Das zweite, was mich heute beschäftigt hat, ist eine Abo-Prämie. Ende vergangenen Jahres abonnierte ich eine weitere Zeitung. Ich habe ungefähr zehn Gazetten im Abo und entsprechend viele Abo-Prämien. Unser gesamter Haushalt ist im Grunde eine einzige Abo-Prämie. Allen Prämien ist gemein, dass sie im Keller lagern, weil sich Abo-Prämien stets als nutzlos erweisen. Fehlende Klugheit beispielsweise kompensiere ich dadurch, dass ich mit Füllfederhalter schreibe. Eine beliebte Prämie bei mir seit den Neunzigerjahren. Schon der erste Füller war ein Reinfall. Wie auch die fünf folgenden. Sie sind im Grunde alle Schrott, sodass ich nach wie vor mit meinem „Lamy“ schreibe, mit dem ich schon meine Deutsch-Abi-Klausur schrieb. Eine zwei minus. Nicht schlecht. Vor allem im Vergleich mit der vier minus im Bio-LK. Ich weiß noch, wie ich während jener Bio-Klausur zum Klo ging und meiner Bio-Lehrerin, die zufällig in dem Moment „Toiletten-Aufsicht“ hatte (weil man ja den Toilettengang nicht zum Spicken nutzen sollte), sagte, wie einfach die Klausur doch sei. Das sah der Zweitprüfer offenbar anders; Hochmut kommt …
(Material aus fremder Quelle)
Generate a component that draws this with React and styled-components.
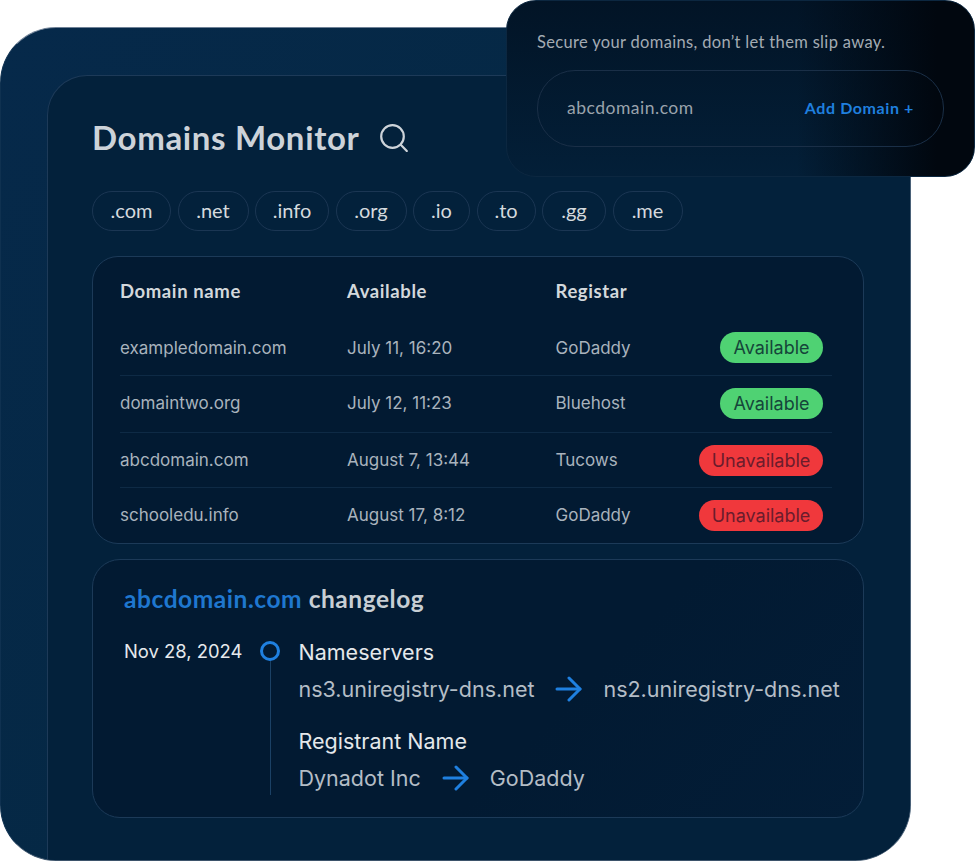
import React from "react"
import styled, { createGlobalStyle } from "styled-components"

const GlobalStyle = createGlobalStyle`
  html, body {
    margin: 0;
    padding: 0;
    background: #fff;
  }
  * {
    box-sizing: border-box;
  }
`

const Stage = styled.div`
  position: relative;
  width: 975px;
  height: 861px;
  padding-top: 27px;
  overflow: hidden;
  font-family: "Inter", "Liberation Sans", sans-serif;
`

const Card = styled.div`
  display: flex;
  width: 911px;
  height: 834px;
  padding: 47px 0 0 46px;
  overflow: hidden;
  border: 1px solid;
  border-color: #6f8196 #4a6178 #3d546b #0f3150;
  border-radius: 56px;
  background: linear-gradient(125deg, #06294a 0%, #052844 50%, #02223e 100%);
`

const Panel = styled.div`
  display: flex;
  flex-direction: column;
  flex: 1;
  padding: 44px 46px 0 44px;
  border-top: 1px solid #1d3a58;
  border-left: 1px solid #1d3a58;
  border-radius: 40px 0 0 0;
  background: #03213b;
`

const TitleRow = styled.div`
  display: flex;
  align-items: center;
  gap: 20px;
  height: 36px;
`

const Title = styled.h1`
  margin: 0 0 2px;
  font-family: "Lato", sans-serif;
  font-size: 33px;
  font-weight: 700;
  letter-spacing: 0.65px;
  color: #cdd3d9;
`

const ChipRow = styled.div`
  display: flex;
  gap: 6.5px;
  margin-top: 35px;
`

const Chip = styled.div`
  display: flex;
  align-items: center;
  justify-content: center;
  width: ${(p) => p.$w}px;
  height: 40px;
  padding-bottom: 3px;
  border: 1px solid #1b3653;
  border-radius: 20px;
  font-family: "Lato", sans-serif;
  font-size: 20px;
  color: #d5dade;
`

const TableCard = styled.div`
  margin-top: 25px;
  height: 288px;
  padding: 0 31px 0 27px;
  border: 1px solid #1c3a58;
  border-radius: 26px;
  background: #021a32;
`

const Row = styled.div`
  display: grid;
  grid-template-columns: 227px 208.5px 1fr auto;
  align-items: center;
  height: ${(p) => p.$h}px;
  padding: ${(p) => p.$top || 0}px 9px ${(p) => p.$bottom || 0}px 0;
  border-bottom: ${(p) => (p.$line ? "1px solid #0e2a45" : "none")};
`

const HeadCell = styled.div`
  font-family: "Lato", sans-serif;
  font-size: 18.5px;
  font-weight: 700;
  letter-spacing: 0.6px;
  color: #d3d8dc;
`

const Cell = styled.div`
  font-size: 17px;
  color: #a9b3bd;
`

const Badge = styled.div`
  display: flex;
  align-items: center;
  justify-content: center;
  height: 31px;
  width: ${(p) => (p.$ok ? 103 : 124)}px;
  border-radius: 16px;
  font-size: 18px;
  color: ${(p) => (p.$ok ? "#15453a" : "#6a1c2c")};
  background: ${(p) => (p.$ok ? "#4fd273" : "#f0383c")};
`

const LogCard = styled.div`
  margin-top: 15px;
  height: 259px;
  padding: 24px 0 0 31px;
  border: 1px solid #1c3a58;
  border-radius: 28px;
  background: linear-gradient(135deg, #021a32 0%, #021a32 60%, #031d37 100%);
`

const LogTitle = styled.div`
  font-family: "Lato", sans-serif;
  font-size: 24.5px;
  line-height: 30px;
  font-weight: 700;
  letter-spacing: 0.55px;
  color: #c7ced4;
`

const Accent = styled.span`
  color: #1f77cf;
`

const Timeline = styled.div`
  display: grid;
  grid-template-columns: 118px 56.5px 1fr;
  margin-top: 23px;
`

const DateText = styled.div`
  font-size: 18.4px;
  line-height: 28px;
  white-space: nowrap;
  color: #e6e9ec;
`

const Rail = styled.div`
  display: flex;
  flex-direction: column;
  align-items: center;
  padding-top: 4px;
  height: 158px;
`

const Dot = styled.div`
  flex: none;
  width: 20px;
  height: 20px;
  border: 3.5px solid #1f80e0;
  border-radius: 50%;
`

const RailLine = styled.div`
  flex: 1;
  width: 1px;
  background: #1b4165;
`

const Entries = styled.div`
  padding-top: 1px;
`

const Entry = styled.div`
  margin-bottom: 24px;
`

const EntryName = styled.div`
  font-size: 21.5px;
  line-height: 28px;
  color: #e4e8eb;
`

const Change = styled.div`
  display: flex;
  align-items: center;
  gap: 21px;
  margin-top: 9px;
  font-size: 21.5px;
  line-height: 28px;
  color: #b4bdc6;
`

const Popup = styled.div`
  position: absolute;
  top: 0;
  left: 506px;
  width: 469px;
  height: 177px;
  padding: 31px 30px 0 30px;
  border: 1px solid #0c2740;
  border-radius: 30px;
  background: linear-gradient(90deg, rgba(1, 7, 15, 0) 62%, #01070f 92%),
    linear-gradient(180deg, #021426 0%, #031f38 100%);
`

const PopupText = styled.div`
  font-family: "Lato", sans-serif;
  font-size: 16.5px;
  line-height: 20px;
  letter-spacing: 0.33px;
  color: #a3abb3;
`

const InputBox = styled.div`
  display: flex;
  align-items: center;
  justify-content: space-between;
  height: 77px;
  margin-top: 18px;
  padding: 0 29px 2px;
  border: 1px solid #1a2f47;
  border-radius: 38px;
`

const InputText = styled.span`
  font-family: "Lato", sans-serif;
  font-size: 17.5px;
  letter-spacing: 0.5px;
  color: #9aa3ac;
`

const AddLink = styled.span`
  font-family: "Lato", sans-serif;
  font-size: 16px;
  font-weight: 700;
  letter-spacing: 0.6px;
  color: #1f7fdf;
`

const ArrowIcon = () => (
  <svg width="27" height="26" viewBox="0 0 27 26" fill="none" stroke="#1f80e0" strokeWidth="3" strokeLinecap="round" strokeLinejoin="round">
    <path d="M2 13h23" />
    <path d="M14 2l11 11-11 11" />
  </svg>
)

const SearchIcon = () => (
  <svg width="28" height="28" viewBox="0 0 28 28" fill="none" stroke="#cdd3d9" strokeWidth="2.2" strokeLinecap="round">
    <circle cx="12.5" cy="12.5" r="11.3" />
    <path d="M21 21l5.8 6" />
  </svg>
)

const chips = [
  [".com", 79],
  [".net", 71],
  [".info", 74],
  [".org", 71],
  [".io", 57],
  [".to", 59],
  [".gg", 64],
  [".me", 70],
]

const rows = [
  { name: "exampledomain.com", date: "July 11, 16:20", reg: "GoDaddy", ok: true, h: 56 },
  { name: "domaintwo.org", date: "July 12, 11:23", reg: "Bluehost", ok: true, h: 57, bottom: 2 },
  { name: "abcdomain.com", date: "August 7, 13:44", reg: "Tucows", ok: false, h: 55 },
  { name: "schooledu.info", date: "August 17, 8:12", reg: "GoDaddy", ok: false, h: 55, bottom: 1 },
]

export default function App() {
  return (
    <Stage>
      <GlobalStyle />
      <Card>
        <Panel>
          <TitleRow>
            <Title>Domains Monitor</Title>
            <SearchIcon />
          </TitleRow>
          <ChipRow>
            {chips.map(([label, w]) => (
              <Chip key={label} $w={w}>{label}</Chip>
            ))}
          </ChipRow>
          <TableCard>
            <Row $h={63} $top={4}>
              <HeadCell>Domain name</HeadCell>
              <HeadCell>Available</HeadCell>
              <HeadCell>Registar</HeadCell>
            </Row>
            {rows.map((r, i) => (
              <Row key={r.name} $h={r.h} $bottom={r.bottom} $line={i < rows.length - 1}>
                <Cell>{r.name}</Cell>
                <Cell>{r.date}</Cell>
                <Cell>{r.reg}</Cell>
                <Badge $ok={r.ok}>{r.ok ? "Available" : "Unavailable"}</Badge>
              </Row>
            ))}
          </TableCard>
          <LogCard>
            <LogTitle><Accent>abcdomain.com</Accent> changelog</LogTitle>
            <Timeline>
              <DateText>Nov 28, 2024</DateText>
              <Rail>
                <Dot />
                <RailLine />
              </Rail>
              <Entries>
                <Entry>
                  <EntryName>Nameservers</EntryName>
                  <Change>
                    <span>ns3.uniregistry-dns.net</span>
                    <ArrowIcon />
                    <span>ns2.uniregistry-dns.net</span>
                  </Change>
                </Entry>
                <Entry>
                  <EntryName>Registrant Name</EntryName>
                  <Change>
                    <span>Dynadot Inc</span>
                    <ArrowIcon />
                    <span>GoDaddy</span>
                  </Change>
                </Entry>
              </Entries>
            </Timeline>
          </LogCard>
        </Panel>
      </Card>
      <Popup>
        <PopupText>Secure your domains, don’t let them slip away.</PopupText>
        <InputBox>
          <InputText>abcdomain.com</InputText>
          <AddLink>Add Domain +</AddLink>
        </InputBox>
      </Popup>
    </Stage>
  )
}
Die Prämie wurde mir an meine Wohnadresse geliefert, unter der ich nicht anzutreffen war, sodass sie in einem mir fremden Kiosk lagerte. Fuhr ich eben hin. Voller Hoffnung, dass ich den Wasserkocher mir als Prämie ausgesucht habe. Den schicken roten. Im Kiosk stieß ich auf einen Mann meines Alters der quälend lange brauchte, um mein Paket aus den fünf dort lagernden Paketen herauszusuchen. Was ist so schwer daran, meinen Namen dort zu finden?!
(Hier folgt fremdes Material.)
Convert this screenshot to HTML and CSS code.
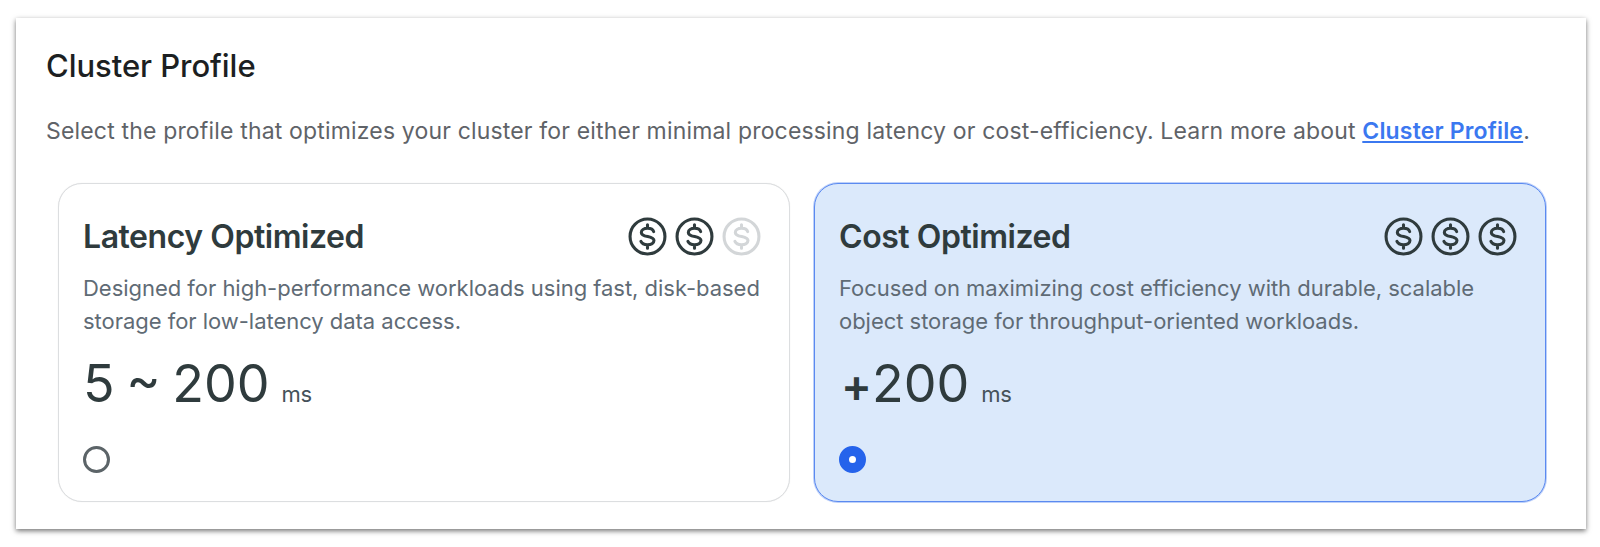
FILE: index.html
```html
<!DOCTYPE html>
<html lang="en">
<head>
    <meta charset="UTF-8">
    <title>Cluster Profile</title>
    <link rel="stylesheet" href="styles.css">
</head>
<body>
    <svg class="icon-defs" width="0" height="0">
        <symbol id="dollar" viewBox="0 0 38 38">
            <circle cx="19" cy="19" r="17" fill="none" stroke="currentColor" stroke-width="3"/>
            <path d="M19 7.500v3.500M19 27v3.500M25 14.200c-.6-2-3-3.200-6-3.200-3.500 0-6 1.600-6 4 0 5.600 12.300 2.600 12.300 8 0 2.500-2.700 4-6.300 4-3.200 0-5.500-1.200-6.400-3.200" fill="none" stroke="currentColor" stroke-width="3" stroke-linecap="round"/>
        </symbol>
    </svg>

    <div class="panel">
        <h2>Cluster Profile</h2>
        <p class="intro">Select the profile that optimizes your cluster for either minimal processing latency or cost-efficiency. Learn more about <a href="#">Cluster Profile</a>.</p>

        <div class="cards">
            <div class="card">
                <div class="card-head">
                    <h3>Latency Optimized</h3>
                    <div class="cost">
                        <svg class="coin"><use href="#dollar"/></svg>
                        <svg class="coin"><use href="#dollar"/></svg>
                        <svg class="coin off"><use href="#dollar"/></svg>
                    </div>
                </div>
                <p class="desc">Designed for high-performance workloads using fast, disk-based storage for low-latency data access.</p>
                <div class="latency"><span class="num">5 ~ 200</span><span class="unit">ms</span></div>
                <span class="radio"></span>
            </div>

            <div class="card selected">
                <div class="card-head">
                    <h3>Cost Optimized</h3>
                    <div class="cost">
                        <svg class="coin"><use href="#dollar"/></svg>
                        <svg class="coin"><use href="#dollar"/></svg>
                        <svg class="coin"><use href="#dollar"/></svg>
                    </div>
                </div>
                <p class="desc">Focused on maximizing cost efficiency with durable, scalable object storage for throughput-oriented workloads.</p>
                <div class="latency"><span class="num"><span class="plus">+</span>200</span><span class="unit">ms</span></div>
                <span class="radio on"></span>
            </div>
        </div>
    </div>
</body>
</html>
```

FILE: styles.css
```css
body {
    font-family: 'Inter', sans-serif;
    background-color: white;
    margin: 0;
    padding: 18px 14px 18px 16px;
}
.icon-defs {
    position: absolute;
}
.panel {
    height: 511px;
    box-sizing: border-box;
    padding: 28px 40px 0 30px;
    background-color: white;
    box-shadow: 0 2px 5px rgba(0, 0, 0, 0.55);
}
h2 {
    margin: 0;
    font-size: 31px;
    line-height: 40px;
    font-weight: 500;
    letter-spacing: -0.05px;
    color: #1c1f22;
}
.intro {
    margin: 29px 0 0;
    font-size: 23px;
    line-height: 32px;
    letter-spacing: 0.17px;
    color: #5f6368;
    white-space: nowrap;
}
.intro a {
    color: #3b78f0;
    font-weight: 600;
}
.cards {
    display: flex;
    gap: 24px;
    margin: 36px 0 0 12px;
}
.card {
    flex: 1;
    height: 319px;
    box-sizing: border-box;
    padding: 30px 28px 0 24px;
    background-color: white;
    border: 1px solid #dcdee0;
    border-radius: 24px;
    box-shadow: 0 0 1px rgba(0, 0, 0, 0.12);
}
.card.selected {
    background-color: #dbe9fb;
    border-color: #5b8af0;
    box-shadow: 0 0 0 1px rgba(91, 138, 240, 0.4);
}
.card-head {
    display: flex;
    justify-content: space-between;
    align-items: center;
    height: 44px;
}
h3 {
    margin: 0;
    font-size: 32px;
    font-weight: 600;
    letter-spacing: -0.45px;
    color: #2f3b3d;
}
.cost {
    display: flex;
    gap: 8px;
}
.coin {
    width: 39px;
    height: 39px;
    color: #2f3b3d;
}
.coin.off {
    color: #d3d6d8;
}
.desc {
    margin: 14px -8px 0 0;
    font-size: 22px;
    line-height: 33px;
    letter-spacing: -0.03px;
    color: #5f6b75;
}
.latency {
    margin-top: 15px;
    color: #2f3b3d;
    line-height: 62px;
}
.num {
    font-size: 52px;
    word-spacing: -3px;
}
.plus {
    margin-left: 2px;
    font-size: 46px;
    font-weight: 600;
}
.unit {
    margin-left: 12px;
    font-size: 22px;
    letter-spacing: -0.3px;
    color: #45525a;
}
.radio {
    display: block;
    width: 27px;
    height: 27px;
    margin-top: 19px;
    box-sizing: border-box;
    border: 3px solid #5c6468;
    border-radius: 50%;
}
.radio.on {
    border: 10px solid #2563eb;
    background-color: white;
}
```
Es war das größte der dort liegenden. Er zeigte es mir. Was wollte er nun von mir? Dass ich meinen Namen dort als meinen identifziere?! Steht doch auf dem Abholschein. Also gut, ja, es ist meine Name. Dann plötzlich scheint er einzunicken. Als er aufwacht, überreicht er mir das sehr große Paket und ich denke bereits:

„Es kann kein Wasserkocher sein. Eher ein Fass.“ Ich denke in wörtlicher Rede.

Was hatte ich da bloß geordert?! Kann ich nicht einfach die Bargeld-Prämien nehmen?! Aber es war auch ein bisschen wie Weihnachten. Voller Vorfreude also verfrachte ich das Paket in meinen Kofferraum. Klatschnass geschwitzt vom Laufen. Ich. Nicht das Paket. Das war nass vom Regenguss. Und ich spare mir nun auch die Geschichte, wie ich eine halbe Stunde lang keinen Parkplatz in dieser Ruinenstadt fand. Nur soviel: Ich saß brüllend im Auto, diese Stadt verfluchend.
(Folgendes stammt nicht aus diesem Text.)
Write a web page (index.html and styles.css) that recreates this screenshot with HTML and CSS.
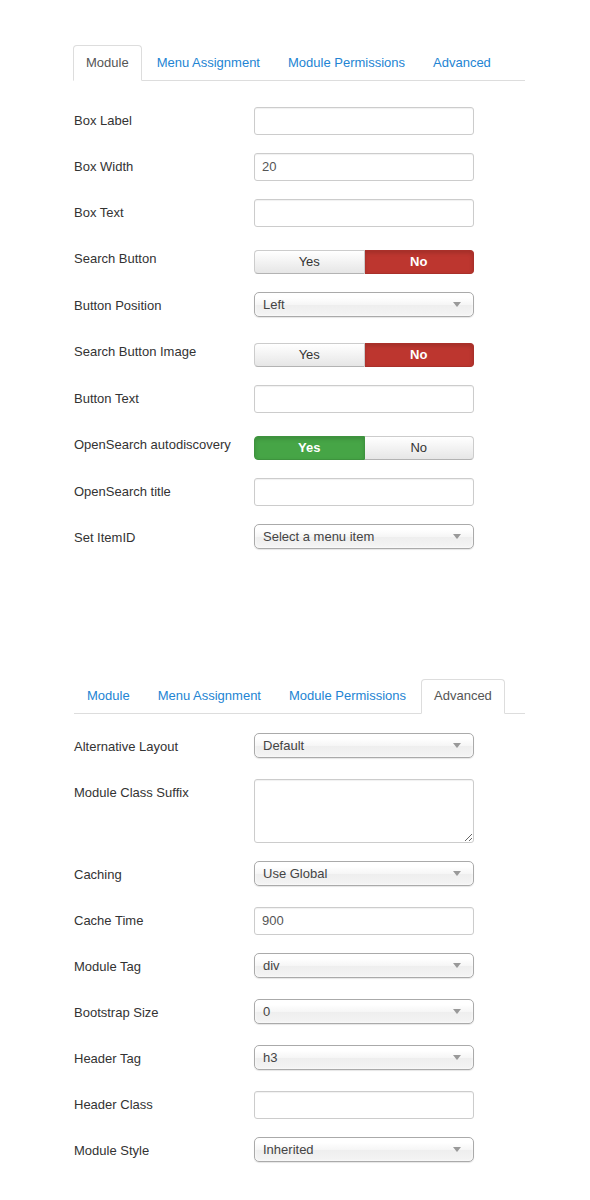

Zuhause angekommen packe ich hochgradig erregt das Paket aus. Es ist ein Reise-Trolley. Zum Verreisen zu klein, für Handgepäck zu groß. Jetzt steht er hier. Warum entschied ich mich bloß gegen den schönen roten Wasserkocher?!

Im Keller ist noch Platz. Ich stelle ihn zu den anderen Prämien. Und zu dem Backblech, das ich mal kaufte, das aber exakt einen Millimeter zu breit für unseren Ofen ist. Seit einem Jahr etwa will ich es zurückschicken. Aber es macht sich so gut neben dem Eier-Kocher, den Sabrina USA mir überließ, als sie das Land verließ. So einen Eier-Kocher kann man immer gebrauchen, dachte ich damals. Hab‘ ich wirklich gedacht, es sei weniger umständlich Eier damit als in einem Kochtopf zu kochen?! Inzwischen ist der Eierkocher leider kaputt, er schaltet sich nicht mehr ab, wenn die Eier fertig sind. Das ist ein Problem, wenn man im Wohnzimmer sitzt und sich bei „Netflix“ „Great Grandpa“ ansieht, eine Serie, die erst noch geschrieben werden muss, und darüber vergisst, dass man gerade sechs Eier kocht. Und man nicht mitbekommt, wie das Wasser vollumfänglich verdampft ist, die Eier bereits steinhart, sodass der Eierkocher inzwischen sich selber kocht, was man am schmelzenden Plastikgehäuse und am schmorenden Geruch erkennen kann.

Ich hätte mich für den VHS-Rekorder von Sabrina USA entscheiden sollen, den sie ebenfalls loswerden wollte. Allerdings war die VHS-Technologie vor zwei Jahren schon auf dem absteigenden Ast. Ein Kollege hat und nutzt! das Gerät nun.

Ich könnte einen Hausverkauf veranstalten, wobei ich natürlich nicht dieses Haus verkaufe, zumal es mir gar nicht gehört. Ich könnte aber meine Prämien losschlagen. Aber ich wette, dass sobald ich das Backblech verscherbelt habe, wir einen neuen Backofen bekommen, der exakt ein Millimeter breiter ist als der alte.

Karneval könnte ich mich als Geschäftsmann verkleiden. Anzug an und Krawatte. Dann den Trolley hinter mir herziehen. Das wirkt dann so, als würde ich mit Laptop und wichtigen Unterlagen pendeln. Ich wäre dann ebenfalls so wichtig wie die Unterlagen. Kleider machen Leute.